North Queensland Cowboys recruit Carlin Anderson revealed it took just one word from coach Paul Green to make him believe he could be an NRL player.
The 22-year-old fullback is coming off a stellar season with Townsville Blackhawks in the Intrust Super Cup after the Cowboys had announced he would link with the club from 2018 on a two-year deal.
He has started pre-season training with the belief he can make it in the big time, as opposed to wondering if he belongs.
"The thing that gave me a lot of confidence was when Greeny was asked in a press conference where he saw me as a player and he said 'fullback'," Anderson told NRL.com.
"I never knew if I'd be good enough to play fullback in the NRL.
"I thought he might have said wing, but coming from him that gave me a lot of belief coming into a full-time system."
You need to go back to 2016 to understand how one word, innocuous as it may seem, could have such an impact.
After helping guide the Ipswich Jets to the 2015 Intrust Super Cup title he signed with the Broncos, but it was a year plagued with misfortune.
"I went to the Nines with the Broncos and ended up in hospital the first day after something went wrong with my stomach," he said.
"Then five or six games into the season with Ipswich I broke my jaw.

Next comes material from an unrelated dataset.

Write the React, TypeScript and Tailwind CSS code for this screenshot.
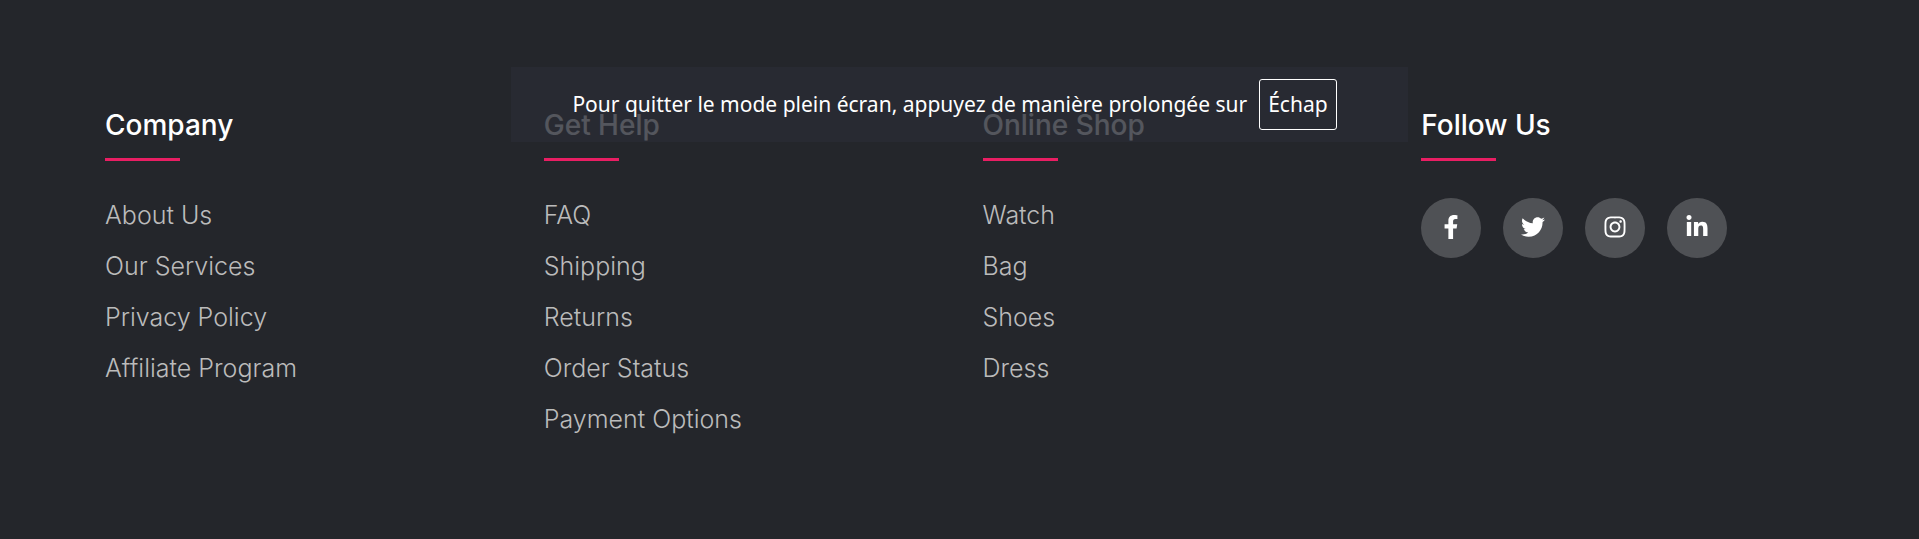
import type { ReactNode } from "react";
import { FaFacebookF, FaInstagram, FaLinkedinIn, FaTwitter } from "react-icons/fa";

const columns = [
  { title: "Company", links: ["About Us", "Our Services", "Privacy Policy", "Affiliate Program"] },
  { title: "Get Help", links: ["FAQ", "Shipping", "Returns", "Order Status", "Payment Options"] },
  { title: "Online Shop", links: ["Watch", "Bag", "Shoes", "Dress"] },
];

const socials = [
  { name: "Facebook", Icon: FaFacebookF },
  { name: "Twitter", Icon: FaTwitter },
  { name: "Instagram", Icon: FaInstagram },
  { name: "LinkedIn", Icon: FaLinkedinIn },
];

function Column({ title, children }: { title: string; children: ReactNode }) {
  return (
    <section className="px-[23px]">
      <h4 className="text-[28px] leading-8 font-medium text-white">{title}</h4>
      <div className="mt-[17px] mb-[37px] h-[3px] w-[75px] bg-[#e91e63]" />
      {children}
    </section>
  );
}

function FullscreenNotice() {
  return (
    <div className="absolute inset-x-0 top-[67px] flex justify-center">
      <div
        role="status"
        className="flex h-[75px] items-center gap-3 bg-[#292c34]/80 pr-[71px] pl-[61px] font-['Noto_Sans','Open_Sans',sans-serif] text-[21px] whitespace-nowrap text-white"
      >
        <span>Pour quitter le mode plein écran, appuyez de manière prolongée sur</span>
        <kbd className="rounded-[3px] border border-white px-2 py-2 font-['Noto_Sans','Open_Sans',sans-serif] leading-[33px]">
          Échap
        </kbd>
      </div>
    </div>
  );
}

export default function App() {
  return (
    <div className="relative min-h-screen bg-[#24262b] font-['Inter',sans-serif]">
      <footer className="mx-auto grid max-w-[1755px] grid-cols-4 pt-[109px] pb-[105px]">
        {columns.map((column) => (
          <Column key={column.title} title={column.title}>
            <ul className="flex flex-col gap-[17px]">
              {column.links.map((link) => (
                <li key={link} className="text-[25px] leading-[34px] font-light text-[#bbbbbb]">
                  <a href="#" className="block">{link}</a>
                </li>
              ))}
            </ul>
          </Column>
        ))}
        <Column title="Follow Us">
          <div className="flex gap-[22px]">
            {socials.map(({ name, Icon }) => (
              <a
                key={name}
                href="#"
                aria-label={name}
                className="flex size-[60px] items-center justify-center rounded-full bg-white/20 pb-0.5 text-2xl text-white"
              >
                <Icon />
              </a>
            ))}
          </div>
        </Column>
      </footer>
      <FullscreenNotice />
    </div>
  );
}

My very first game back against PNG, I broke the jaw again.
"Wayne [Bennett] couldn't really pick me that year because he didn't really see much of me, but it sucked having to leave.
"I didn't know what I wanted to do but I spoke to my manager [Clinton Schifcofske] and [Blackhawks coach] Kristian Woolf, and it felt like the right move was to come up here, give it a crack and see if I could get back into a full-time system. It paid off."
With Kalyn Ponga moving to the Knights, there was a vacancy for another fullback to serve as a back-up to Lachlan Coote in Townsville.
"Cootey is the No.1 fullback and an awesome player, but if an opportunity comes up next year I will take it with both hands," he said.
"To play NRL for however long I have got left in the game is my driving focus.
"What I am enjoying is the way everything is so professional at the Cowboys, and how easy it is to talk to the coaches and get some feedback."
Anderson, a state representative cricketer as a schoolboy at Ipswich Grammar School, was regarded as a future star of that game before league became his focus.
"I really liked Twenty20 and I would have loved to have had a go at it, but when I left high school I sort of fell out of love with cricket after playing it my whole life," he said.
"I knew I had an opportunity there, but I went to the Ipswich Jets and my footy just took off and I haven't really looked back.
"I went there as an 18-year-old kid and [Jets coaches] Ben and Shane Walker believed in me and taught me a lot."
Anderson broke his arm in the latter stages of the season for the Blackhawks but said his recovery from the injury at pre-season training was well on track.
"It is not back to 100 per cent and still fatigues here and here, but I have been doing weights and it is going pretty good," he said.